Amedeo Rocco Armentano, pseudonym ARA (6 February 1886, in Scalea – 14 September 1966, in São Paulo), was an Italian esotericist and musician. Armentano was, together with Arturo Reghini, one of the main creators of the pagan revival in Italy.
Biography
Born in Scalea (Cosenza) on 10 February 1886 to Giuseppe Armentano and Maria Alario, at the age of fifteen he moved with his family to Brazil, where relatives had been living for some time. There he began to study music (piano and violin) and attended the Liberi Pensatori (english: free thinkers) club in São Paulo.
In 1905 he returned to Italy and settled in Florence to attend the Reale Istituto Musicale. In 1907, after having been initiated into Freemasonry,[1] Armentano met Arturo Reghini and began to work with him on a reform of the Italian Freemasonry, in order to give it a more properly Italian-Pythagorean rather than a Jewish-Christian connotation. In that year, he was initiated into the "Lucifero" Lodge of the Rito Simbolico Italiano (Grand Orient of Italy), of which Reghini had been one of the founders.[2]
Around 1909, Armentano rented the Torre Talao (english: talao tower),[3][4] overlooking the sea near Scalea and which he bought a few years later, to make it the meeting place of a Pythagorean school (the Schola italica) that would take up the ancient one.[5]

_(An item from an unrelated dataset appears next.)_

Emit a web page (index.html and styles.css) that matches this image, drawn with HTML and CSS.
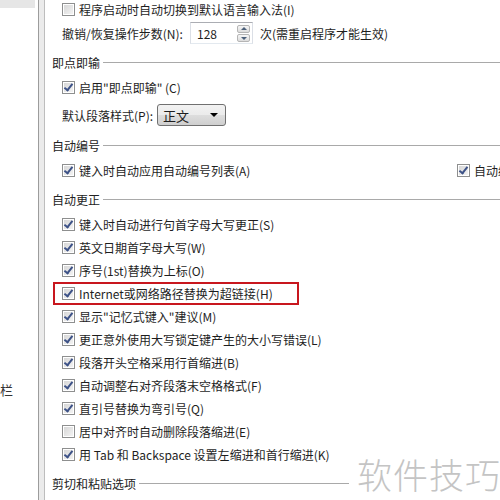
FILE: index.html
```html
<!DOCTYPE html>
<html>
<head>
<meta charset="utf-8">
<link rel="stylesheet" href="styles.css">
</head>
<body>
<div class="window">
  <aside class="sidebar">
    <div class="sel"></div>
    <div class="side-text">栏</div>
  </aside>
  <div class="divider"></div>
  <main class="content">
    <div class="row first"><span class="cb"></span><span>程序启动时自动切换到默认语言输入法(I)</span></div>
    <div class="row spin-row">
      <span class="lbl-spin">撤销/恢复操作步数(N):</span>
      <span class="spin"><span class="spin-val">128</span><span class="spin-btns"><span class="sb up"></span><span class="sb down"></span></span></span>
      <span class="after">次(需重启程序才能生效)</span>
    </div>
    <div class="hdr"><span>即点即输</span><span class="line"></span></div>
    <div class="row r3"><span class="cb on"></span><span>启用"即点即输" (C)</span></div>
    <div class="row drop-row">
      <span class="lbl-drop">默认段落样式(P):</span>
      <span class="drop"><span>正文</span><span class="arrow"></span></span>
    </div>
    <div class="hdr h2"><span>自动编号</span><span class="line"></span></div>
    <div class="row r3 two">
      <span class="item"><span class="cb on"></span><span>键入时自动应用自动编号列表(A)</span></span>
      <span class="item"><span class="cb on"></span><span>自动编号</span></span>
    </div>
    <div class="hdr"><span>自动更正</span><span class="line"></span></div>
    <div class="list">
      <div class="row"><span class="cb on"></span><span>键入时自动进行句首字母大写更正(S)</span></div>
      <div class="row"><span class="cb on"></span><span>英文日期首字母大写(W)</span></div>
      <div class="row"><span class="cb on"></span><span>序号(1st)替换为上标(O)</span></div>
      <div class="row mark"><span class="cb on"></span><span>Internet或网络路径替换为超链接(H)</span><span class="redbox"></span></div>
      <div class="row"><span class="cb on"></span><span>显示"记忆式键入"建议(M)</span></div>
      <div class="row"><span class="cb on"></span><span>更正意外使用大写锁定键产生的大小写错误(L)</span></div>
      <div class="row"><span class="cb on"></span><span>段落开头空格采用行首缩进(B)</span></div>
      <div class="row"><span class="cb on"></span><span>自动调整右对齐段落末空格格式(F)</span></div>
      <div class="row"><span class="cb on"></span><span>直引号替换为弯引号(Q)</span></div>
      <div class="row"><span class="cb"></span><span>居中对齐时自动删除段落缩进(E)</span></div>
      <div class="row"><span class="cb on"></span><span>用 Tab 和 Backspace 设置左缩进和首行缩进(K)</span></div>
    </div>
    <div class="hdr last"><span>剪切和粘贴选项</span><span class="line"></span></div>
  </main>
  <div class="watermark">软件技巧</div>
</div>
</body>
</html>
```
FILE: styles.css
```css
html, body {
  margin: 0;
  padding: 0;
  background: #fff;
}
body {
  width: 500px;
  height: 500px;
  overflow: hidden;
  font-family: "Noto Sans CJK SC", "Noto Sans", sans-serif;
  font-size: 12px;
  color: #1e1e1e;
}
.window {
  position: relative;
  display: flex;
  width: 500px;
  height: 500px;
  overflow: hidden;
}
.sidebar {
  width: 38px;
  flex: none;
  display: flex;
  flex-direction: column;
}
.sel {
  width: 35px;
  height: 8px;
  background: #e6e6e6;
}
.side-text {
  margin-top: 374px;
  font-size: 13px;
  line-height: 16px;
  color: #333;
}
.divider {
  width: 5px;
  flex: none;
  background: #ebebeb;
  border-left: 1px solid #9c9c9c;
  border-right: 1px solid #bdbdbd;
}
.content {
  flex: 1;
  padding-left: 7px;
  min-width: 0;
}
.row {
  height: 23px;
  display: flex;
  align-items: center;
  padding-left: 10px;
  white-space: nowrap;
  position: relative;
}
.row.first { margin-top: -2px; }
.cb {
  width: 11px;
  height: 11px;
  flex: none;
  border: 1px solid #8e8f8f;
  margin-right: 4px;
  box-shadow: inset 0 0 0 1px #fff;
  background: linear-gradient(135deg, #d4d4d4, #f6f6f6);
  position: relative;
}
.cb.on::after {
  content: "";
  position: absolute;
  left: 3px;
  top: 0px;
  width: 3px;
  height: 7px;
  border-right: 2px solid #3d5287;
  border-bottom: 2px solid #3d5287;
  transform: rotate(38deg);
}
.spin-row { height: 24px; }
.lbl-spin { width: 128px; flex: none; }
.spin {
  width: 61px;
  height: 20px;
  border: 1px solid #abadb3;
  border-left-color: #dbdfe6;
  border-right-color: #dbdfe6;
  border-bottom-color: #e3e9ef;
  display: flex;
  align-items: center;
  justify-content: space-between;
  box-sizing: content-box;
}
.spin-val { padding-left: 6px; font-size: 12px; }
.spin-btns {
  display: flex;
  flex-direction: column;
  gap: 1px;
  margin-right: 2px;
}
.sb {
  width: 13px;
  height: 8px;
  border: 1px solid #b5b5b5;
  border-radius: 2px;
  background: linear-gradient(#f6f6f6, #dcdcdc);
  box-sizing: border-box;
  position: relative;
}
.sb::after {
  content: "";
  position: absolute;
  left: 3px;
  width: 0;
  height: 0;
  border-left: 3px solid transparent;
  border-right: 3px solid transparent;
}
.sb.up::after { top: 1px; border-bottom: 3px solid #4c607a; }
.sb.down::after { top: 2px; border-top: 3px solid #4c607a; }
.after { margin-left: 7px; }
.hdr {
  height: 22px;
  display: flex;
  align-items: center;
  margin-top: 6px;
  white-space: nowrap;
  color: #222;
}
.hdr .line {
  flex: 1;
  height: 0;
  border-top: 1px solid #a9a9a9;
  margin-left: 3px;
}
.hdr.h2 { margin-top: 7px; }
.hdr.last { width: 297px; }
.row.r3 { margin-top: 3px; }
.drop-row { height: 24px; margin-top: 4px; }
.lbl-drop { width: 95px; flex: none; }
.drop {
  width: 69px;
  height: 22px;
  box-sizing: border-box;
  border: 1px solid #707070;
  border-radius: 3px;
  background: linear-gradient(#f2f2f2 0%, #ebebeb 50%, #dddddd 51%, #cfcfcf 100%);
  display: flex;
  align-items: center;
  justify-content: space-between;
  padding: 0 7px 0 5px;
  font-size: 13px;
}
.arrow {
  width: 0;
  height: 0;
  border-left: 4px solid transparent;
  border-right: 4px solid transparent;
  border-top: 4px solid #000;
}
.two {
  display: grid;
  grid-template-columns: 395px auto;
}
.item { display: flex; align-items: center; }
.list { margin-top: 3px; }
.redbox {
  position: absolute;
  left: 1px;
  top: 0;
  width: 246px;
  height: 23px;
  box-sizing: border-box;
  border: 2px solid #c8171e;
}
.watermark {
  position: absolute;
  left: 357px;
  top: 448px;
  font-size: 35px;
  font-weight: 300;
  letter-spacing: 1px;
  color: #c4c4c4;
  white-space: nowrap;
}
```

In the same years the Rito Filosofico Italiano (english: Italian Philosophical Rite) was established, of which Armentano himself, with the nickname "Ermete Cosentino" and together with Arturo Reghini and Edoardo Frosini, became exponents. The new rite wanted to link up with the Scottish Philosophical Rite (italian: Rito Filosofico Scozzese), considered the heir and continuer of the British Pythagorean tradition.[6] Armentano and Reghini, in rewriting the statutes of the Philosophical Rite, established that, in a masonic temple, a copy of the Golden Verses of Pythagoras should be kept instead of the Bible, as was and is normally the case in Masonic lodges.[7]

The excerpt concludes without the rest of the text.